RECO has a very focused job: it recovers transactions that are left in a prepared state because of a crash or loss of connection during a two-phase commit (2PC). A 2PC is a distributed protocol that allows for a modification that affects many disparate databases to be committed atomically. It attempts to close the window for distributed failure as much as possible before committing. In a 2PC between N databases, one of the databases—typically (but not always) the one the client logged into initially—will be the coordinator.
This one site will ask the other N-1 sites if they are ready to commit. In effect, this one site will go to the N-1 sites and ask them to be prepared to commit. Each of the N-1 sites reports back its prepared state as YES or NO. If any one of the sites votes NO, the entire transaction is rolled back. If all sites vote YES, then the site coordinator broadcasts a message to make the commit permanent on each of the N-1 sites.
Say a site votes YES and is prepared to commit, but before it gets the directive from the coordinator to actually commit, the network fails or some other error occurs, then the transaction becomes an in-doubt distributed transaction.
The 2PC tries to limit the window of time in which this can occur, but cannot remove it. If there is a failure right then and there, the transaction will become the responsibility of RECO. RECO will try to contact the coordinator of the transaction to discover its outcome.
Until it does that, the transaction will remain in its uncommitted state. When the transaction coordinator can be reached again, RECO will either commit the transaction or roll it back.
It should be noted that if the outage is to persist for an extended period of time, and you have some outstanding transactions, you can commit/roll them back manually.
You might want to do this since an in-doubt distributed transaction can cause writers to block readers—this is the one time this can happen in Oracle.
Your DBA could call the DBA ofthe other database and ask them to query the status of those in-doubt transactions. Your DBA can then commit or roll them back, relieving RECO of this task.
CKPT: Checkpoint Process
The checkpoint process doesn’t, as its name implies, do a checkpoint (checkpoints were discussed in Chapter 3 in the section on redo logs)—that’s mostly the job of DBWn. It simply assists with the checkpointing process by updating the file headers of the datafiles.
The CKPT is a mandatory process and is always started, so if you do a ps on UNIX/Linux, you’ll normally see it there (I say “normally” because as of Oracle 12c, it’s possible for the checkpoint process to run within an operating system thread and therefore won’t be displayed as a process).

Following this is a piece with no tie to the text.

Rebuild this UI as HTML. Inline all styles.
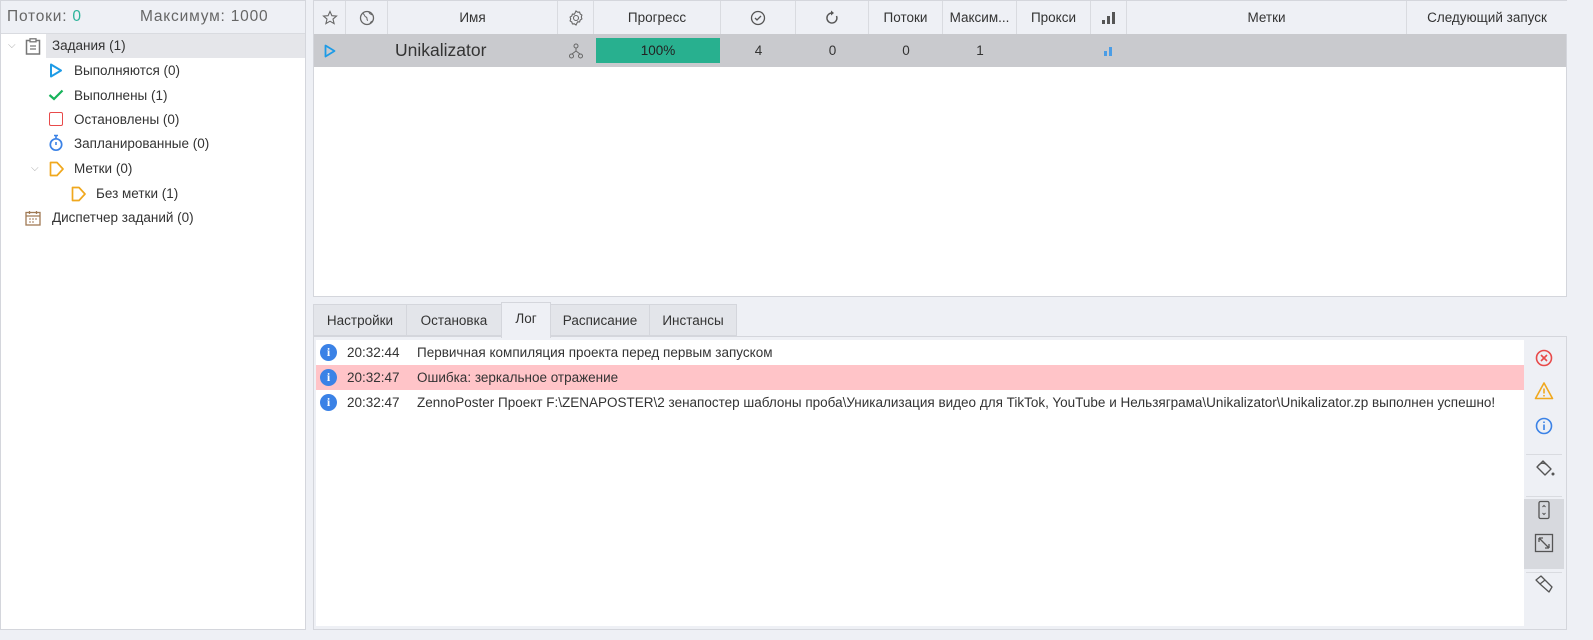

The job of updating datafiles’ headers with checkpoint information used to belong to the LGWR; however, as the number of files increased along with the size of a database over time, this additional task for LGWR became too much of a burden. If LGWR had to update dozens, or hundreds, or even thousands, of files, there would be a good chance sessions waiting to commit these transactions would have to wait far too long. CKPT removes this responsibility from LGWR.